Determine which lines contain the word "styles", then copy those lines.

_ _ _ _ _ _ _

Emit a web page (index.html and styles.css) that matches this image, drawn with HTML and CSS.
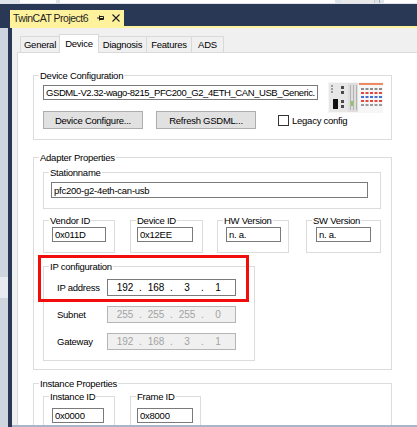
FILE: index.html
```html
<!DOCTYPE html>
<html lang="en">
<head>
    <meta charset="UTF-8">
    <title>TwinCAT Project6 - Device</title>
    <link rel="stylesheet" href="styles.css">
</head>
<body>
    <div class="toolstrip">
        <span class="tool-box tb-a"></span>
        <span class="tool-box tb-b"></span>
        <span class="tool-btn"></span>
        <span class="tool-sep"></span>
        <span class="tool-box tb-c"></span>
    </div>

    <div class="docband">
        <div class="doctab">
            <span class="doctab-title">TwinCAT Project6</span>
            <svg class="pin" width="7" height="6" viewBox="0 0 7 6">
                <path d="M0 3H2.5M2.5 0.5V5.5M2.5 1.5H6.5V4.5H2.5M2.5 3.5H6.5" fill="none" stroke="#1e1e1e" stroke-width="1"/>
            </svg>
            <svg class="close" width="8" height="8" viewBox="0 0 8 8">
                <path d="M0.5 0.5L7.5 7.5M7.5 0.5L0.5 7.5" fill="none" stroke="#1e1e1e" stroke-width="1.1"/>
            </svg>
        </div>
        <div class="docline"></div>
    </div>

    <div class="workarea">
        <div class="sidepanel"><div class="side-hl"></div></div>

        <div class="editor">
            <div class="tabstrip">
                <div class="tab tab-general">General</div>
                <div class="tab tab-device active">Device</div>
                <div class="tab tab-diag">Diagnosis</div>
                <div class="tab tab-features">Features</div>
                <div class="tab tab-ads">ADS</div>
            </div>

            <div class="tabpage">
                <!-- Device Configuration -->
                <fieldset class="group grp-wide grp-devcfg">
                    <legend>Device Configuration</legend>
                    <div class="devcfg-top">
                        <input class="textbox gsdml" type="text" readonly value="GSDML-V2.32-wago-8215_PFC200_G2_4ETH_CAN_USB_Generic.">
                        <svg class="device-pic" width="55" height="31" viewBox="0 0 55 31">
                            <rect x="0" y="0" width="55" height="31" fill="#f6f6f6"/>
                            <rect x="1" y="1" width="19" height="29" fill="#e7e7e7"/>
                            <rect x="3" y="3" width="2" height="2" fill="#9c9c9c"/>
                            <rect x="3" y="6" width="2" height="2" fill="#9c9c9c"/>
                            <rect x="3" y="9" width="2" height="2" fill="#9c9c9c"/>
                            <rect x="13" y="4" width="3" height="3" fill="#4b4b4b"/>
                            <rect x="13" y="9" width="3" height="3" fill="#4b4b4b"/>
                            <rect x="5" y="17" width="5" height="10" fill="#111"/>
                            <rect x="13" y="18" width="3" height="3" fill="#4b4b4b"/>
                            <rect x="13" y="23" width="3" height="3" fill="#4b4b4b"/>
                            <rect x="20" y="1" width="10" height="29" fill="#dedede"/>
                            <rect x="22" y="3" width="1" height="25" fill="#b3b3b3"/>
                            <rect x="25" y="3" width="1" height="25" fill="#b3b3b3"/>
                            <rect x="28" y="3" width="1" height="25" fill="#b3b3b3"/>
                            <rect x="23" y="19" width="2" height="5" fill="#8ccb50"/>
                            <rect x="31" y="1" width="24" height="2" fill="#ee8a62"/>
                            <g fill="#8d8d8d">
                                <rect x="33" y="6" width="3" height="2"/><rect x="37.5" y="6" width="3" height="2"/><rect x="42" y="6" width="3" height="2"/><rect x="46.5" y="6" width="3" height="2"/><rect x="51" y="6" width="3" height="2"/>
                            </g>
                            <g fill="#e04a3c">
                                <rect x="33" y="10" width="3" height="2"/><rect x="37.5" y="10" width="3" height="2"/><rect x="42" y="10" width="3" height="2"/><rect x="46.5" y="10" width="3" height="2"/><rect x="51" y="10" width="3" height="2"/>
                            </g>
                            <g fill="#4470cf">
                                <rect x="33" y="14" width="3" height="2"/><rect x="37.5" y="14" width="3" height="2"/><rect x="42" y="14" width="3" height="2"/><rect x="46.5" y="14" width="3" height="2"/><rect x="51" y="14" width="3" height="2"/>
                            </g>
                            <g fill="#e04a3c">
                                <rect x="33" y="18" width="3" height="2"/><rect x="37.5" y="18" width="3" height="2"/><rect x="42" y="18" width="3" height="2"/><rect x="46.5" y="18" width="3" height="2"/><rect x="51" y="18" width="3" height="2"/>
                            </g>
                            <g fill="#9a9a9a">
                                <rect x="33" y="22" width="3" height="2"/><rect x="37.5" y="22" width="3" height="2"/><rect x="42" y="22" width="3" height="2"/><rect x="46.5" y="22" width="3" height="2"/><rect x="51" y="22" width="3" height="2"/>
                            </g>
                        </svg>
                    </div>
                    <div class="devcfg-actions">
                        <button class="btn">Device Configure...</button>
                        <button class="btn">Refresh GSDML...</button>
                        <label class="check"><span class="checkbox"></span>Legacy config</label>
                    </div>
                </fieldset>

                <!-- Adapter Properties -->
                <fieldset class="group grp-wide grp-adapter">
                    <legend>Adapter Properties</legend>

                    <fieldset class="group grp-station">
                        <legend>Stationname</legend>
                        <input class="textbox station-input" type="text" readonly value="pfc200-g2-4eth-can-usb">
                    </fieldset>

                    <div class="id-row">
                        <fieldset class="group id-group id-vendor">
                            <legend>Vendor ID</legend>
                            <input class="textbox" type="text" readonly value="0x011D">
                        </fieldset>
                        <fieldset class="group id-group id-device">
                            <legend>Device ID</legend>
                            <input class="textbox" type="text" readonly value="0x12EE">
                        </fieldset>
                        <fieldset class="group id-group id-hw">
                            <legend>HW Version</legend>
                            <input class="textbox" type="text" readonly value="n. a.">
                        </fieldset>
                        <fieldset class="group id-group id-sw">
                            <legend>SW Version</legend>
                            <input class="textbox" type="text" readonly value="n. a.">
                        </fieldset>
                    </div>

                    <fieldset class="group grp-ip">
                        <legend>IP configuration</legend>
                        <div class="ip-row">
                            <span class="ip-label">IP address</span>
                            <div class="ipbox"><span>192</span><i>.</i><span>168</span><i>.</i><span>3</span><i>.</i><span>1</span></div>
                        </div>
                        <div class="ip-row">
                            <span class="ip-label">Subnet</span>
                            <div class="ipbox disabled"><span>255</span><i>.</i><span>255</span><i>.</i><span>255</span><i>.</i><span>0</span></div>
                        </div>
                        <div class="ip-row">
                            <span class="ip-label">Gateway</span>
                            <div class="ipbox disabled"><span>192</span><i>.</i><span>168</span><i>.</i><span>3</span><i>.</i><span>1</span></div>
                        </div>
                    </fieldset>
                </fieldset>

                <!-- Instance Properties -->
                <fieldset class="group grp-wide grp-instance">
                    <legend>Instance Properties</legend>
                    <div class="id-row inst-row">
                        <fieldset class="group id-group inst-id">
                            <legend>Instance ID</legend>
                            <input class="textbox" type="text" readonly value="0x0000">
                        </fieldset>
                        <fieldset class="group id-group frame-id">
                            <legend>Frame ID</legend>
                            <input class="textbox" type="text" readonly value="0x8000">
                        </fieldset>
                    </div>
                </fieldset>

                <div class="highlight"></div>
            </div>
        </div>
    </div>
</body>
</html>
```

FILE: styles.css
```css
* {
    box-sizing: border-box;
}

body {
    margin: 0;
    width: 417px;
    height: 427px;
    overflow: hidden;
    background-color: #293955;
    font-family: "Liberation Sans", Arial, sans-serif;
    font-size: 9.5px;
    letter-spacing: -0.25px;
    color: #000000;
}

/* toolbar remains at the very top */
.toolstrip {
    height: 4px;
    display: flex;
    background-color: #dfe3ea;
}

.tool-box {
    height: 3px;
    background-color: #ffffff;
}

.tb-a { width: 36px; margin-left: 20px; }
.tb-b { width: 276px; margin-left: 4px; }
.tb-c { width: 33px; margin-left: 4px; }

.tool-btn {
    width: 34px;
    height: 3px;
    margin-left: 6px;
    background-color: #e9e9e9;
    border-right: 1px solid #c5c5c5;
}

.tool-sep {
    width: 1px;
    height: 3px;
    margin-left: 4px;
    background-color: #a9a9a9;
}

/* document tab band */
.docband {
    height: 24px;
    padding-top: 6px;
}

.doctab {
    display: flex;
    align-items: center;
    width: 114px;
    height: 16px;
    margin-left: 10px;
    padding-left: 3px;
    background-color: #fff29d;
    color: #1e1e1e;
}

.doctab-title {
    font-size: 10.5px;
    letter-spacing: -0.5px;
}

.pin {
    margin-left: 9px;
}

.close {
    margin-left: 8px;
}

.docline {
    height: 2px;
    margin-left: 10px;
    background-color: #fff29d;
}

/* work area */
.workarea {
    display: flex;
    height: 399px;
}

.sidepanel {
    width: 8px;
    background-color: #cfd5de;
    padding-top: 249px;
}

.side-hl {
    height: 21px;
    background-color: #e7eaf0;
}

.editor {
    flex: 1;
    display: flex;
    flex-direction: column;
    margin-left: 4px;
    background-color: #f0f0f0;
    border-bottom: 2px solid #a9b5c8;
    overflow: hidden;
}

.tabstrip {
    display: flex;
    align-items: flex-end;
    height: 24px;
    flex-shrink: 0;
    padding-left: 8px;
}

.tab {
    height: 16px;
    line-height: 15px;
    text-align: center;
    background-color: #f0f0f0;
    border: 1px solid #d9d9d9;
    border-bottom: none;
    border-right: none;
}

.tab-general { width: 39px; }
.tab-device { width: 40px; }
.tab-diag { width: 47px; }
.tab-features { width: 45px; }
.tab-ads { width: 33px; border-right: 1px solid #d9d9d9; }

.tab.active {
    position: relative;
    z-index: 1;
    height: 19px;
    line-height: 17px;
    margin-bottom: -1px;
    background-color: #ffffff;
    border-right: 1px solid #d9d9d9;
}

.tab.active + .tab {
    border-left: none;
}

.tabpage {
    position: relative;
    flex: 1;
    margin-left: 5px;
    padding-left: 15px;
    background-color: #ffffff;
    border-top: 1px solid #d9d9d9;
    border-left: 1px solid #d9d9d9;
    overflow: hidden;
}

/* group boxes: the legend sits 5px in from the left border */
.group {
    --pad: 0px;
    margin: 0;
    padding: 0 0 0 var(--pad);
    min-width: 0;
    border: 1px solid #dcdcdc;
}

.group > legend {
    height: 11px;
    line-height: 11px;
    margin-left: calc(5px - var(--pad));
    padding: 0 1px;
}

.grp-wide {
    width: 359px;
}

.textbox {
    display: block;
    height: 15px;
    padding: 0 2px;
    border: 1px solid #7a7a7a;
    background-color: #ffffff;
    font: inherit;
    letter-spacing: inherit;
    color: #000000;
    outline: none;
}

.grp-devcfg {
    --pad: 9px;
    margin-top: 17px;
    padding-right: 7px;
    padding-bottom: 10px;
}

.devcfg-top {
    display: flex;
    align-items: flex-start;
    height: 31px;
    margin-top: 1px;
}

.gsdml {
    width: 275px;
    margin-top: 3px;
    letter-spacing: -0.42px;
}

.device-pic {
    margin-left: 10px;
}

.devcfg-actions {
    display: flex;
    align-items: center;
    margin-top: -2px;
}

.btn {
    width: 100px;
    height: 18px;
    padding: 0;
    margin-right: 13px;
    background-color: #e1e1e1;
    border: 1px solid #adadad;
    font: inherit;
    letter-spacing: inherit;
    color: #000000;
}

.btn + .btn {
    margin-right: 22px;
}

.check {
    display: flex;
    align-items: center;
}

.checkbox {
    width: 11px;
    height: 11px;
    margin-right: 3px;
    border: 1px solid #333333;
    background-color: #ffffff;
}

.grp-adapter {
    --pad: 9px;
    margin-top: 12px;
    padding-bottom: 8px;
}

.grp-station {
    --pad: 7px;
    width: 338px;
    margin-top: 4px;
    padding-bottom: 10px;
}

.station-input {
    width: 317px;
    height: 16px;
    margin-top: 4px;
}

.id-row {
    display: flex;
    margin-top: 6px;
}

.id-group {
    --pad: 8px;
    padding-bottom: 10px;
}

.id-group .textbox {
    margin-top: 1px;
}

.id-vendor { width: 72px; }
.id-vendor .textbox { width: 54px; }

.id-device { --pad: 6px; width: 73px; margin-left: 15px; }
.id-device .textbox { width: 56px; }

.id-hw { width: 72px; margin-left: 14px; }
.id-hw .textbox { width: 55px; }

.id-sw { --pad: 9px; width: 75px; margin-left: 17px; }
.id-sw .textbox { width: 55px; }

.grp-ip {
    --pad: 13px;
    width: 212px;
    margin-top: 8px;
    padding-bottom: 10px;
}

.ip-row {
    display: flex;
    align-items: center;
    height: 17px;
    margin-top: 10px;
}

.ip-row:first-of-type {
    margin-top: 7px;
}

.ip-label {
    width: 50px;
}

.ipbox {
    display: flex;
    align-items: center;
    width: 129px;
    height: 17px;
    padding-left: 5px;
    border: 1px solid #7a7a7a;
    background-color: #ffffff;
    font-size: 10px;
    letter-spacing: 0;
}

.ipbox span {
    width: 24px;
    text-align: center;
}

.ipbox i {
    width: 7px;
    font-style: normal;
    text-align: center;
}

.ipbox.disabled {
    background-color: #f0f0f0;
    border-color: #b5b5b5;
    color: #a3a3a3;
}

.grp-instance {
    --pad: 9px;
    margin-top: 8px;
    padding-bottom: 10px;
}

.inst-row {
    margin-top: 2px;
}

.inst-row .textbox {
    margin-top: 6px;
}

.inst-id { width: 72px; }
.inst-id .textbox { width: 52px; }

.frame-id { --pad: 6px; width: 71px; margin-left: 15px; }
.frame-id .textbox { width: 56px; }

/* red annotation frame over the IP configuration */
.highlight {
    position: absolute;
    left: 20px;
    top: 202px;
    width: 211px;
    height: 47px;
    border: 3px solid #f20d0d;
}
```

_ _ _ _ _ _ _

**Expected output**:
Emit a web page (index.html and styles.css) that matches this image, drawn with HTML and CSS.
    <link rel="stylesheet" href="styles.css">
FILE: styles.css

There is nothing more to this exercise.